Le gouvernement est divisé. Le PS s’oppose de plus en plus durement au Parti Communiste et aux initiatives populaires. Le MFA riposte en publiant un document-guide qui se prononce pour le regroupement des commissions de travailleurs et de quartiers avec les délégués des casernes et le MFA et la formation en commun d’Assemblées populaires. La bourgeoisie et le PS dénoncent là une «manoeuvre totalitaire». Leur objectif commun est désormais de s’opposer à tout prix à ce pouvoir populaire en gestation. Le 10 juillet, le PS et le PPD quittent le gouvernement. La polarisation politique est de plus en plus forte.
Durant tout l’été, la droite et le PS passent à l’offensive. L’Eglise lance une campagne farouchement anti-communiste dans le nord du pays, rural, catholique et plus conservateur, qui se traduit par l’incendie ou la mise à sac de dizaines de locaux du PC et de l’extrême-gauche. Le PS organise des meetings de masse à Porto et à Lisbonne pour dénoncer le danger d’une «dictature communiste». Au sein du gouvernement, le centre de décision est passé aux mains de militaires proches du Parti Communiste, mais ils rencontrent une forte résistance. Car au sein du MFA aussi, les courants proches de la droite et du PS se regroupent tandis que se crée un nouveau mouvement «Soldats Unis Vaincront» qui regroupe des simples soldats et des sous-officiers de gauche et veut s’engager à fond dans la perspective du Pouvoir Populaire.
Le 25 août, 100.000 personnes manifestent à Lisbonne sur l’initiative de l’extrême-gauche que le PCP est obligée de suivre. Cette manifestation est le point culminant de la mobilisation populaire. Mais elle ne permet pas de dépasser les divergences et les faiblesses politiques de la gauche.
Le PCP, un des derniers partis communistes ouvertement pro-soviétiques et staliniens d’Europe, privilégie le noyautage du gouvernement et de l’armée dans l’espoir d’arriver à une prise du pouvoir «par le haut» comme ce fut le cas en Europe de l’Est après la deuxième guerre mondiale. S’il mobilise les travailleurs, c’est pour faire pression sur ses partenaires gouvernementaux et pas pour les préparer à construire leurs propres organes de pouvoir à partir des Commissions. Et, aux moments décisifs, le PCP préfère conclure des compromis avec les partis «modérés» plutôt que de développer l’action directe des travailleurs.
Quant à la gauche révolutionnaire, elle est extrêmement divisée. Certains maoïstes, fidèles aux consignes chinoises, se sont ouvertement alliés au PS et même à l’Eglise contre le PC. D’autres organisations, au contraire, cherchent avant tout à faire pression sur le PC pour l’entraîner plus à gauche.

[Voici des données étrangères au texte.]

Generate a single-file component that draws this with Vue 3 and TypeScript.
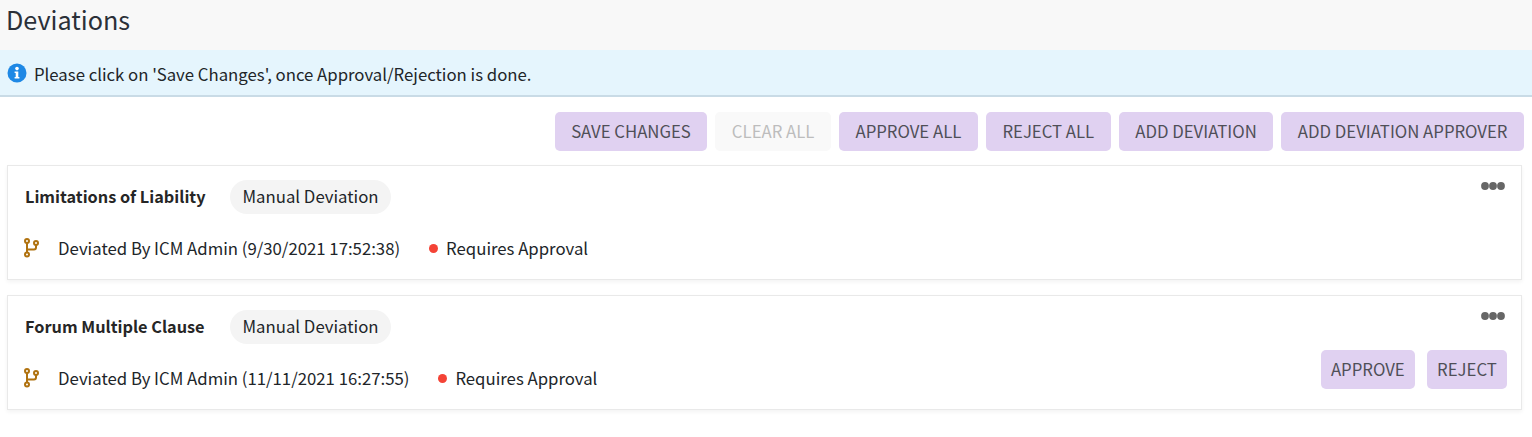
<script setup lang="ts">
interface Deviation {
  title: string
  deviatedBy: string
  canAct: boolean
}

const actions = ['SAVE CHANGES', 'CLEAR ALL', 'APPROVE ALL', 'REJECT ALL', 'ADD DEVIATION', 'ADD DEVIATION APPROVER']

const deviations: Deviation[] = [
  { title: 'Limitations of Liability', deviatedBy: 'Deviated By ICM Admin (9/30/2021 17:52:38)', canAct: false },
  { title: 'Forum Multiple Clause', deviatedBy: 'Deviated By ICM Admin (11/11/2021 16:27:55)', canAct: true },
]
</script>

<template>
  <div class="page">
    <div class="page-header">Deviations</div>

    <div class="notice">
      <svg class="notice-icon" width="20" height="20" viewBox="0 0 20 20">
        <circle cx="10" cy="10" r="9.5" fill="#1e88e5" />
        <circle cx="10" cy="5.6" r="1.8" fill="#fff" />
        <path d="M7.6 8.4h3.7v5.6h1.1v1.6H7.6V14h1.1v-4H7.6z" fill="#fff" />
      </svg>
      <span class="notice-text">Please click on 'Save Changes', once Approval/Rejection is done.</span>
    </div>

    <div class="toolbar">
      <button
        v-for="action in actions"
        :key="action"
        class="btn"
        :class="{ disabled: action === 'CLEAR ALL' }"
      >
        {{ action }}
      </button>
    </div>

    <div v-for="item in deviations" :key="item.title" class="card">
      <div class="card-top">
        <span class="card-title">{{ item.title }}</span>
        <span class="pill">Manual Deviation</span>
        <svg class="more" width="24" height="8" viewBox="0 0 24 8">
          <circle cx="4" cy="4" r="3.9" fill="#666" />
          <circle cx="12" cy="4" r="3.9" fill="#666" />
          <circle cx="20" cy="4" r="3.9" fill="#666" />
        </svg>
      </div>
      <div class="card-bottom">
        <div class="meta">
          <svg class="branch" width="16" height="20" viewBox="0 0 16 20" fill="none" stroke="#b0720f" stroke-width="2">
            <circle cx="3" cy="3" r="2" />
            <circle cx="3" cy="16.5" r="2" />
            <circle cx="12" cy="5" r="2" />
            <path d="M3 5v9.5M12 7v2.5a2 2 0 0 1-2 2H3" />
          </svg>
          <span class="deviated">{{ item.deviatedBy }}</span>
          <span class="status-dot"></span>
          <span>Requires Approval</span>
        </div>
        <div v-if="item.canAct" class="card-actions">
          <button class="btn small">APPROVE</button>
          <button class="btn small">REJECT</button>
        </div>
      </div>
    </div>
  </div>
</template>

<style scoped>
.page {
  font-family: "Noto Sans CJK SC", "Noto Sans", sans-serif;
  font-size: 16.75px;
  color: #212529;
  background: #fff;
  min-height: 437px;
}

.page-header {
  height: 50px;
  padding: 2px 6px 0;
  box-sizing: border-box;
  background: #f8f8f8;
  font-size: 25.2px;
  line-height: 34px;
  color: #2b3038;
}

.notice {
  display: flex;
  align-items: center;
  gap: 7px;
  height: 47px;
  padding: 0 7px;
  box-sizing: border-box;
  background: #e5f5fd;
  border-bottom: 2px solid #c9dbe6;
}

.notice-text {
  padding-top: 2px;
}

.toolbar {
  display: flex;
  justify-content: flex-end;
  gap: 8px;
  padding: 15px 8px 14px 0;
}

.btn {
  height: 39px;
  padding: 0 16.5px 2px;
  border: none;
  border-radius: 5px;
  background: #e0d1f1;
  font: inherit;
  color: #4f4f57;
}

.btn.disabled {
  background: #f9f9f9;
  color: #bdbdbd;
}

.btn.small {
  padding: 0 10.2px 2px;
}

.card {
  margin: 0 10px 15px 7px;
  padding: 14px 17px 20px;
  height: 115px;
  box-sizing: border-box;
  background: #fff;
  border: 1px solid #e9e9e9;
  box-shadow: 0 2px 4px rgba(0, 0, 0, 0.05);
}

.card-top {
  display: flex;
  align-items: center;
  height: 34px;
  margin-bottom: 6px;
}

.card-title {
  width: 205px;
  margin-top: -3px;
  font-size: 16.3px;
  font-weight: 700;
  color: #262626;
}

.pill {
  height: 34px;
  line-height: 32px;
  padding: 0 12.5px;
  border-radius: 17px;
  background: #f4f4f4;
}

.more {
  margin-left: auto;
  margin-top: -23px;
  margin-right: -1px;
}

.card-bottom {
  display: flex;
  justify-content: space-between;
  align-items: flex-end;
  height: 39px;
}

.meta {
  display: flex;
  align-items: center;
  height: 18px;
  padding-bottom: 2px;
  margin-left: -2px;
}

.branch {
  margin-left: 1px;
  margin-right: 18px;
  margin-top: -1px;
}

.status-dot {
  width: 9px;
  height: 9px;
  margin: 0 8.5px 0 28.5px;
  border-radius: 50%;
  background: #f44336;
}

.card-actions {
  display: flex;
  gap: 12px;
  margin-right: -3px;
}
</style>

<style>
html,
body {
  margin: 0;
  background: #fff;
}
</style>
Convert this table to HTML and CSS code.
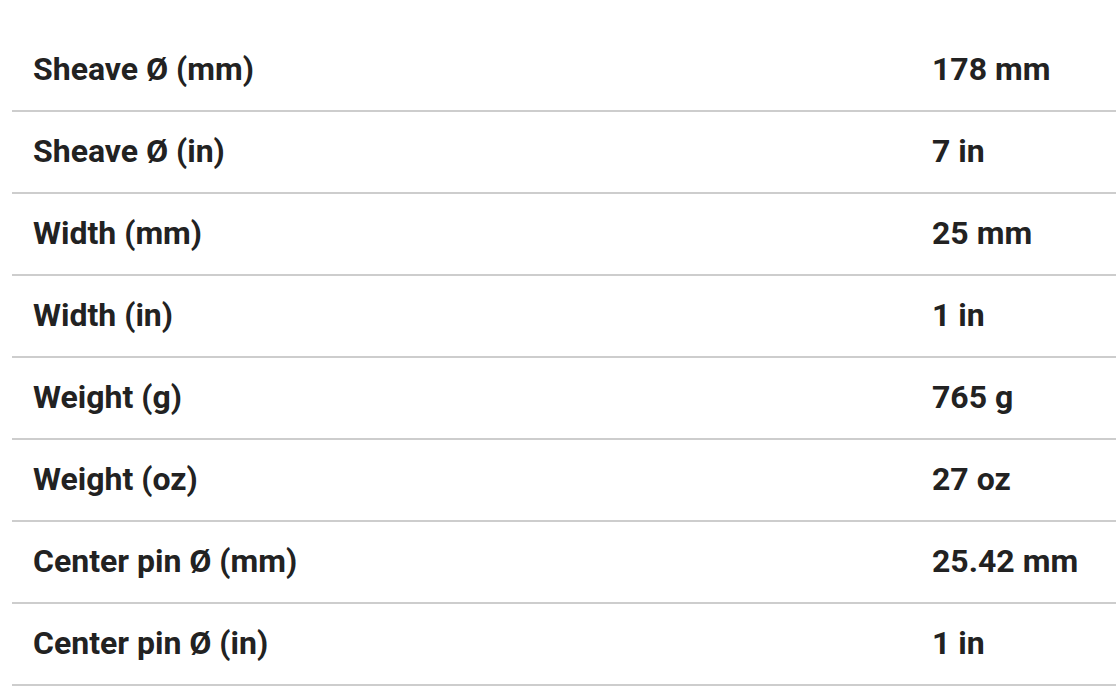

Les organisations les plus sérieuses sont actives dans le mouvement pour développer le Pouvoir Populaire, mais, dans les faits, elles tendent à se reposer sur les officiers les plus à gauche pour diriger la lutte. Aucun parti ne met comme perspective centrale l’unification des multiples Commissions de Travailleurs et de Quartier pour développer un véritable contrepouvoir par en bas, ce qui serait le seul moyen de détacher du PC et même du PS les dizaines de milliers de militants combatifs qui se reconnaissent encore dans ces partis et de les gagner à une perspective révolutionnaire d’affrontement avec le pouvoir capitaliste.
L’initiative change de camp
Après le 25 août, la droite reprend son offensive et le gouvernement est de plus en plus isolé. Le 25 novembre 1975, les officiers «modérés» exploitent ces faiblesses de la gauche. Ils prennent l’initiative, imposent l’état d’urgence et envoient les troupes qu’ils contrôlent pour «restaurer l’ordre» dans la capitale. Ils misent sur le fait que le PCP préférera négocier et que la majorité des officiers de gauche reculera devant l’affrontement. Le processus se révèle exact: la désorientation des principales forces de gauche permet à un millier de soldats commandés par la droite de passer de caserne en caserne pour désarmer les régiments les plus à gauche!
La voie est maintenant libre pour que le PS et la droite entreprennent de détruire peu à peu toutes les conquêtes réalisées par les travailleurs au cours des mois précédents. La plupart des entreprises nationalisées sont rendues à leurs propriétaires, les médias sont repris en mains, les Commissions de travailleurs vidées de tout pouvoir, les syndicats affaiblis, les salaires baissés.
Le Printemps des Oeillets aura duré un peu plus d’un an et demi. Pendant cette période, le Portugal a montré à quel point les travailleurs peuvent se mobiliser pour prendre le contrôle de la société et la réorganiser sur des bases socialistes. Mais il a montré aussi le prix à payer pour l’absence d’un parti révolutionnaire et d’une stratégie capable de relever ce défi.